**Provided material:**
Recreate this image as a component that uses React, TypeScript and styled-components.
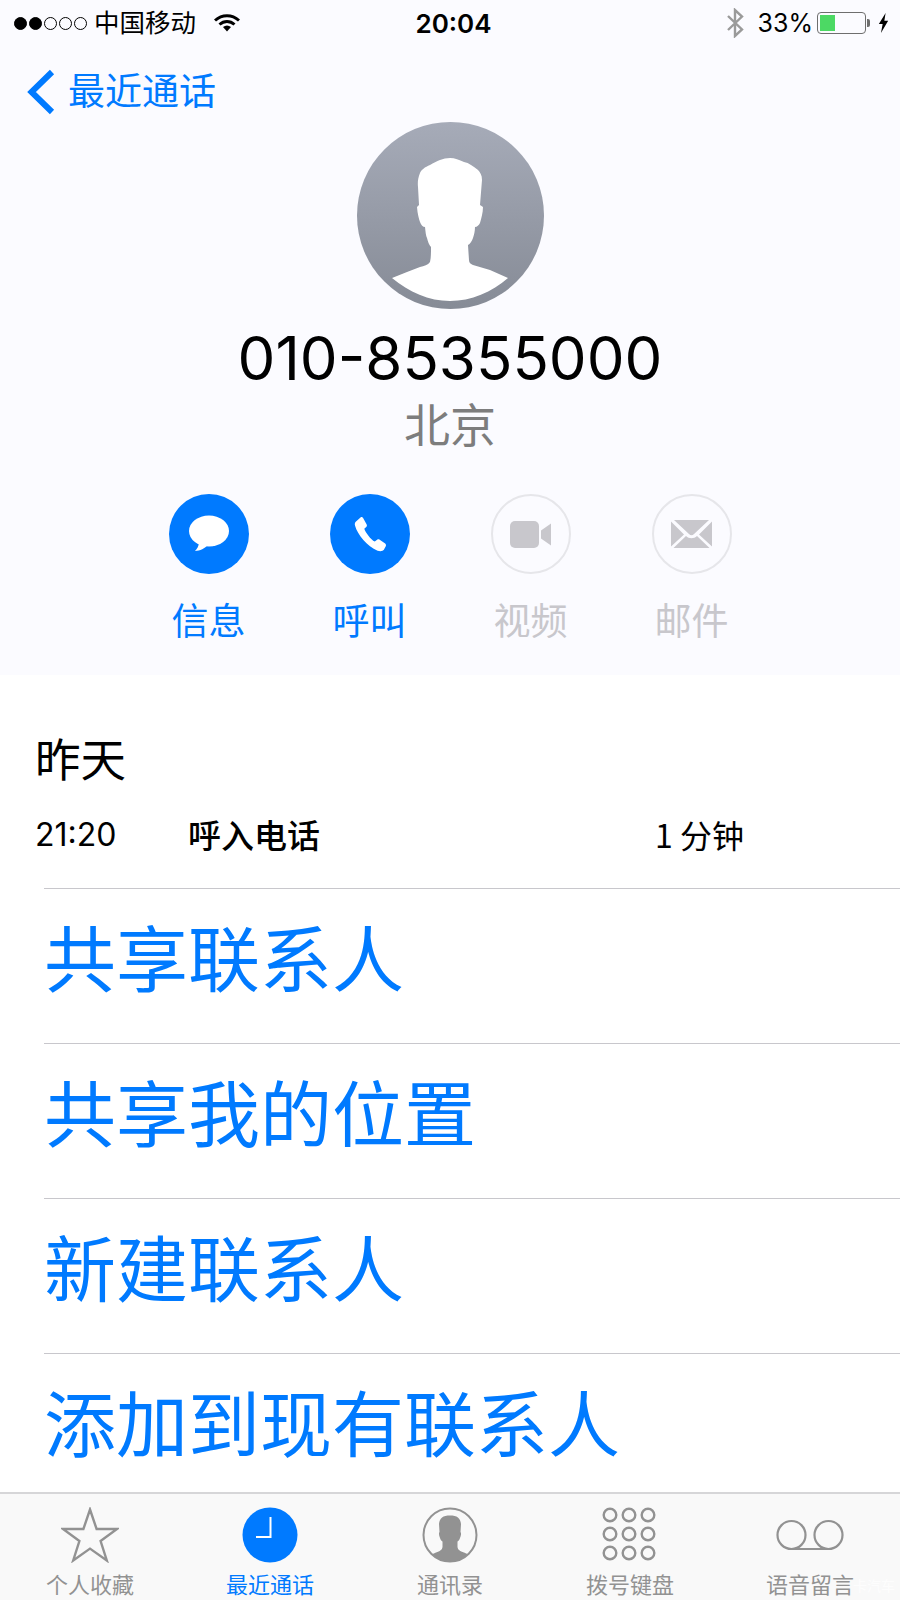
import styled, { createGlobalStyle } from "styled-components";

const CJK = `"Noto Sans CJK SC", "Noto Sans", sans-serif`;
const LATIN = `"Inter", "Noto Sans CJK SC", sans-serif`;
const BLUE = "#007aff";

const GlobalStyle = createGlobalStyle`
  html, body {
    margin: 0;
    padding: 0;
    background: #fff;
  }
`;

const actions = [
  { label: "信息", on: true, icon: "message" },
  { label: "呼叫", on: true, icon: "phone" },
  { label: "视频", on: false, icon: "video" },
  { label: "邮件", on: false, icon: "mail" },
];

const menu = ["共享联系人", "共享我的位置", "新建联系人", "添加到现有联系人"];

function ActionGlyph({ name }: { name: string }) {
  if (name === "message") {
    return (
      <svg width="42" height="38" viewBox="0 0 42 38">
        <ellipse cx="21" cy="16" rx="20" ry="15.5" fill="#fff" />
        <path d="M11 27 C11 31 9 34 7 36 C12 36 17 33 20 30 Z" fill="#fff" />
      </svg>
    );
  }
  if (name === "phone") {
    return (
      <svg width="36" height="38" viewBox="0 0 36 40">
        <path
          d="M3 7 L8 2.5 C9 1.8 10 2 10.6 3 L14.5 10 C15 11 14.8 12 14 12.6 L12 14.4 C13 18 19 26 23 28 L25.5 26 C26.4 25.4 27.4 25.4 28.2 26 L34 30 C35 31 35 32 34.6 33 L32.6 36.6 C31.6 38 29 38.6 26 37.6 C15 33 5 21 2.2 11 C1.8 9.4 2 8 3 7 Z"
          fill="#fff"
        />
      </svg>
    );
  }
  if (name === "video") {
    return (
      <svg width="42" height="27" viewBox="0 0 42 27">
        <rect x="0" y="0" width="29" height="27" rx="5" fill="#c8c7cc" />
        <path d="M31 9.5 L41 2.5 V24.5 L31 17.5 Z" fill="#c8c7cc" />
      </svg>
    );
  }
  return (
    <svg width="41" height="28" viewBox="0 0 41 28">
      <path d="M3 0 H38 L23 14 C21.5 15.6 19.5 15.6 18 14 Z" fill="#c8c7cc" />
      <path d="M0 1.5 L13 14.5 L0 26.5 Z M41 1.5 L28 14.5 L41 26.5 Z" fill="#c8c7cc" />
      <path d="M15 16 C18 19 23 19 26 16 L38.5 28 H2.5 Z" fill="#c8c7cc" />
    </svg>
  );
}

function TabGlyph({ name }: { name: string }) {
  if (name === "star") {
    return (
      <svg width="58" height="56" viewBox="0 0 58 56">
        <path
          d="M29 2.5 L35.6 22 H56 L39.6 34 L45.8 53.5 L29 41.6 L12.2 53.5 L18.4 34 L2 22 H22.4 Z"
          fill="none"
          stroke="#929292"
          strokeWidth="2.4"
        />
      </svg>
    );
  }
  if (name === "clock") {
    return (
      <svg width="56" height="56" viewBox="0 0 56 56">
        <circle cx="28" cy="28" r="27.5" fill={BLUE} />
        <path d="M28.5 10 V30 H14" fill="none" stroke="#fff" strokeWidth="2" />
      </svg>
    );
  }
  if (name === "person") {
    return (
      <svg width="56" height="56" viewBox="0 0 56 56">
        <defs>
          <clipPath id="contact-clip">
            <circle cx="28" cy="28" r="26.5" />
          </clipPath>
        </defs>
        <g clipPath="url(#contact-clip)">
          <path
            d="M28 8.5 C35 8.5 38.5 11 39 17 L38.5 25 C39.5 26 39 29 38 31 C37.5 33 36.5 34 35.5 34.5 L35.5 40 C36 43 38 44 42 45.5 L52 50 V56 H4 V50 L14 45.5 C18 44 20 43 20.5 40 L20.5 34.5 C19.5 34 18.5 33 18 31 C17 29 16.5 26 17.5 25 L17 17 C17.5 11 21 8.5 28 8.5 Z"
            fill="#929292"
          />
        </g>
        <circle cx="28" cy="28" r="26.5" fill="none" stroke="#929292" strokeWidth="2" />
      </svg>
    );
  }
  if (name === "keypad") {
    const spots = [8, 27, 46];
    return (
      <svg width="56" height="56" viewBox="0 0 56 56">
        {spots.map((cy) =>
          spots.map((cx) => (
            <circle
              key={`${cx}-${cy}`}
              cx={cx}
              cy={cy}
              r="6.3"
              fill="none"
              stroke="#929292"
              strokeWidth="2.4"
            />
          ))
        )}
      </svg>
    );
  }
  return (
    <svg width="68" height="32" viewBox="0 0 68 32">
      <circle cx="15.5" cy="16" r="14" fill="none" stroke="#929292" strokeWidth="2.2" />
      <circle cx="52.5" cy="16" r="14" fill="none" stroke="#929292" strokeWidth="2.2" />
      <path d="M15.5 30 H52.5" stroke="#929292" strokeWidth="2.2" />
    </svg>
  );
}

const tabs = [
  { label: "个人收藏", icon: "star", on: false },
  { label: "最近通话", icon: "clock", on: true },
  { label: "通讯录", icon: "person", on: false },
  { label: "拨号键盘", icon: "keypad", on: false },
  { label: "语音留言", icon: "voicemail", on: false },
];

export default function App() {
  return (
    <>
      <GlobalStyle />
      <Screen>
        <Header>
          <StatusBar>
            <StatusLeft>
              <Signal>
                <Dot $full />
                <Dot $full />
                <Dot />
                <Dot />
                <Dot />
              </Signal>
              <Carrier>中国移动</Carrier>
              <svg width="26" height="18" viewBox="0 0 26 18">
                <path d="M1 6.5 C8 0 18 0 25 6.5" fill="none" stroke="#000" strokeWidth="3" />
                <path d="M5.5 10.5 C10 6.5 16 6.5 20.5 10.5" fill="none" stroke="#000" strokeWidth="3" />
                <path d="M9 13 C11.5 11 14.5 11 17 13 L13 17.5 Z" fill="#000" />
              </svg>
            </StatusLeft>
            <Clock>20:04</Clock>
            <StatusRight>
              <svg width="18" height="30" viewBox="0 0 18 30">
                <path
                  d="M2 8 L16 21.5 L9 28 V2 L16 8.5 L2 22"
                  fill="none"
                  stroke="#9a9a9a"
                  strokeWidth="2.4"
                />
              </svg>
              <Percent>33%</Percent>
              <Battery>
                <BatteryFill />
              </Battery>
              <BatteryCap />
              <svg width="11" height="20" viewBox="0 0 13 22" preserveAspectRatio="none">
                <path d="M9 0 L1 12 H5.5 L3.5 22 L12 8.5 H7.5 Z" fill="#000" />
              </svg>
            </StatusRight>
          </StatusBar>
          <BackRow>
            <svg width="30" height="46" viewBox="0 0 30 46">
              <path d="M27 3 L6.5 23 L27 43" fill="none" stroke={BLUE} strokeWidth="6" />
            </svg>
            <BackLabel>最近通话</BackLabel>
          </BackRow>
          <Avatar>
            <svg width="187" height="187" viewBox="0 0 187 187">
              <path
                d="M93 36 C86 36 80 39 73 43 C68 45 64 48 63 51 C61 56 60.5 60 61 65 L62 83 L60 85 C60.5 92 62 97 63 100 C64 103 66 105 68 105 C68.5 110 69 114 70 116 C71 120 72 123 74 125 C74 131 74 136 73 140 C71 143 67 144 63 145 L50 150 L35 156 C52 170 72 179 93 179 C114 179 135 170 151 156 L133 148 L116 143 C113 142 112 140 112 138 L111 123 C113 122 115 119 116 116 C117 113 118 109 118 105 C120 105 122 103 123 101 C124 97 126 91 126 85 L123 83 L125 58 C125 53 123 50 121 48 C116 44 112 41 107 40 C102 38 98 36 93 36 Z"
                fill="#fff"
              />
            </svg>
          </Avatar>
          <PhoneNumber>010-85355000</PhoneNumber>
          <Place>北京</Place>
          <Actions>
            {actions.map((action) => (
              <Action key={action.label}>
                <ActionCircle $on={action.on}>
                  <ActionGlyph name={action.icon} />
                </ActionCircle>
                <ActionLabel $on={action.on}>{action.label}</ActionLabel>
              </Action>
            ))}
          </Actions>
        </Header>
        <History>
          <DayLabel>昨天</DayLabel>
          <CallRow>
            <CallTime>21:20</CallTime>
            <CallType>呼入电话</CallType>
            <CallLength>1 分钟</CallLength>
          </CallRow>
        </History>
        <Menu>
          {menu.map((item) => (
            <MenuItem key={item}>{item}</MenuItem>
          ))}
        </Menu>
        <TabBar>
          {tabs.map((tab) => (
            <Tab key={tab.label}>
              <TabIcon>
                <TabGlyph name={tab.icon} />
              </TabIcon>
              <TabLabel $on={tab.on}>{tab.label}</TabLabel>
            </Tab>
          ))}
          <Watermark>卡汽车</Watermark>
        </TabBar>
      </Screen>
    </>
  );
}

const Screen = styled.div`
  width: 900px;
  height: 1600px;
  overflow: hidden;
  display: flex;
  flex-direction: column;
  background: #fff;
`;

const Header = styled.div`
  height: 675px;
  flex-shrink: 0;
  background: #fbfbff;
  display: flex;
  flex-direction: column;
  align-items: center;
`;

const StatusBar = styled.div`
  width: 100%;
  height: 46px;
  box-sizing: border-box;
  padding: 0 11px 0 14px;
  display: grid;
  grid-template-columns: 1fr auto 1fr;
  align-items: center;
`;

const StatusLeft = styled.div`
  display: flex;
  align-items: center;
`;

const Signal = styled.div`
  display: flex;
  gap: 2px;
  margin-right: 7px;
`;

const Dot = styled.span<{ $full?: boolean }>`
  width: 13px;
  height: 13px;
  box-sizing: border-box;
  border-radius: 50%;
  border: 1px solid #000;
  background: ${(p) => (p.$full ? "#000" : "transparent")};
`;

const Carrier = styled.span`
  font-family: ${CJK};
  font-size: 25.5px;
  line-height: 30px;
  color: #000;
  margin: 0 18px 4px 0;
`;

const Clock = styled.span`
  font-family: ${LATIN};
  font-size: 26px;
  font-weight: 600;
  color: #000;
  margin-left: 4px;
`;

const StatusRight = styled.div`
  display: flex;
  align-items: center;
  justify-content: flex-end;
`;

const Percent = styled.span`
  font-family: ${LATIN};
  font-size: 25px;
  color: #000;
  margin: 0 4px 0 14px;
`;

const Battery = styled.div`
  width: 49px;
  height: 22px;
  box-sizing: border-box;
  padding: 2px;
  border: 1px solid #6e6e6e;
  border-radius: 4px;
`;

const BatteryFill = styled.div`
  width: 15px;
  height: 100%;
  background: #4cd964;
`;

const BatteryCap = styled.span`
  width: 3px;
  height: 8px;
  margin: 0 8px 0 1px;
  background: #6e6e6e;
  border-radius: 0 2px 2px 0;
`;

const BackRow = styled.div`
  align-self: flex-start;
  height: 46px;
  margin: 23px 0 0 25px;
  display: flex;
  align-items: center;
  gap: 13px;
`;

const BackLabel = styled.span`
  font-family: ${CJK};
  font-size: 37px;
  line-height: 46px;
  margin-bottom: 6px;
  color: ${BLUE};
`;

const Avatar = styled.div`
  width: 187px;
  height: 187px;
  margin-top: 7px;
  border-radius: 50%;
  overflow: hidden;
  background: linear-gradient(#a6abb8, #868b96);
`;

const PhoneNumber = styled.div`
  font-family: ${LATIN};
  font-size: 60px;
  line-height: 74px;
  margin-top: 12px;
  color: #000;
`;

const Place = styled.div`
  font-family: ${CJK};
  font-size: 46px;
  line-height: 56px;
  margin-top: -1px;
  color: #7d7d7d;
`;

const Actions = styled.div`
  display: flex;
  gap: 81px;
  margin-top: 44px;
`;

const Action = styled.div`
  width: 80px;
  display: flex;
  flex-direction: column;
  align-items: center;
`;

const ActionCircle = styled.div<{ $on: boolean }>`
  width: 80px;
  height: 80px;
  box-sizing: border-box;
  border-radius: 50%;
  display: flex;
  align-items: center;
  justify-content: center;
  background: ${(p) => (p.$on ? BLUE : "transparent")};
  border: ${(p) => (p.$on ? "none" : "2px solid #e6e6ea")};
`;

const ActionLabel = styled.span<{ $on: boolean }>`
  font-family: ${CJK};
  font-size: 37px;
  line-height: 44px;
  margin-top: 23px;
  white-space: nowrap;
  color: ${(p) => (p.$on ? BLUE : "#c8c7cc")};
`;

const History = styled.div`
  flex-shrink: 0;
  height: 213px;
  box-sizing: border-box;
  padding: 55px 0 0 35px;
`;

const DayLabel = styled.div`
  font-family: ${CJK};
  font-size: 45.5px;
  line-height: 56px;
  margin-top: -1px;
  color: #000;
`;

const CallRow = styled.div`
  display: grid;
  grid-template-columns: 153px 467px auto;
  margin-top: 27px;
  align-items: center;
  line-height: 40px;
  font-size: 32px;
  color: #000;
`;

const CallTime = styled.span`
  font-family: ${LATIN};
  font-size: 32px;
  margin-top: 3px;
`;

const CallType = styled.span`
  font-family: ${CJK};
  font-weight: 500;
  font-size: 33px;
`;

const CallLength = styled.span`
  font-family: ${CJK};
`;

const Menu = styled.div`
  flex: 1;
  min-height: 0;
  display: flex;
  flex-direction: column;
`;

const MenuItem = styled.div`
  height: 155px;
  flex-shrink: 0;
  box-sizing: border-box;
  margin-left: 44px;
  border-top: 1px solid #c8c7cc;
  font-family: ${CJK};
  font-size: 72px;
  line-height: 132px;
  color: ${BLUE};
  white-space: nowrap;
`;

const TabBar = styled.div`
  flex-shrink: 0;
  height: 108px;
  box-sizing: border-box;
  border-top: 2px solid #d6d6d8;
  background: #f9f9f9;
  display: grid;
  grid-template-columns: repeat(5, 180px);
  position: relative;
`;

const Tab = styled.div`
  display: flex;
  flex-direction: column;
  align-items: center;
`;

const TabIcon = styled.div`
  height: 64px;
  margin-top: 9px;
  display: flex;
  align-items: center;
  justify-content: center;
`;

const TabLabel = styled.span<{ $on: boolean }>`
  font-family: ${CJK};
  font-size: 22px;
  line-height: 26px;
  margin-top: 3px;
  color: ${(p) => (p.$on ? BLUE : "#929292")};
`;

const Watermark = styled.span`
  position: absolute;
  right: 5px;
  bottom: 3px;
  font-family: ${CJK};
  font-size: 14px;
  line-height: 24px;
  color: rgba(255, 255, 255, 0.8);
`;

**Task:** Tally the lines of the listing in which the word "components" occurs, and state the total alone.

**Correct result:** 2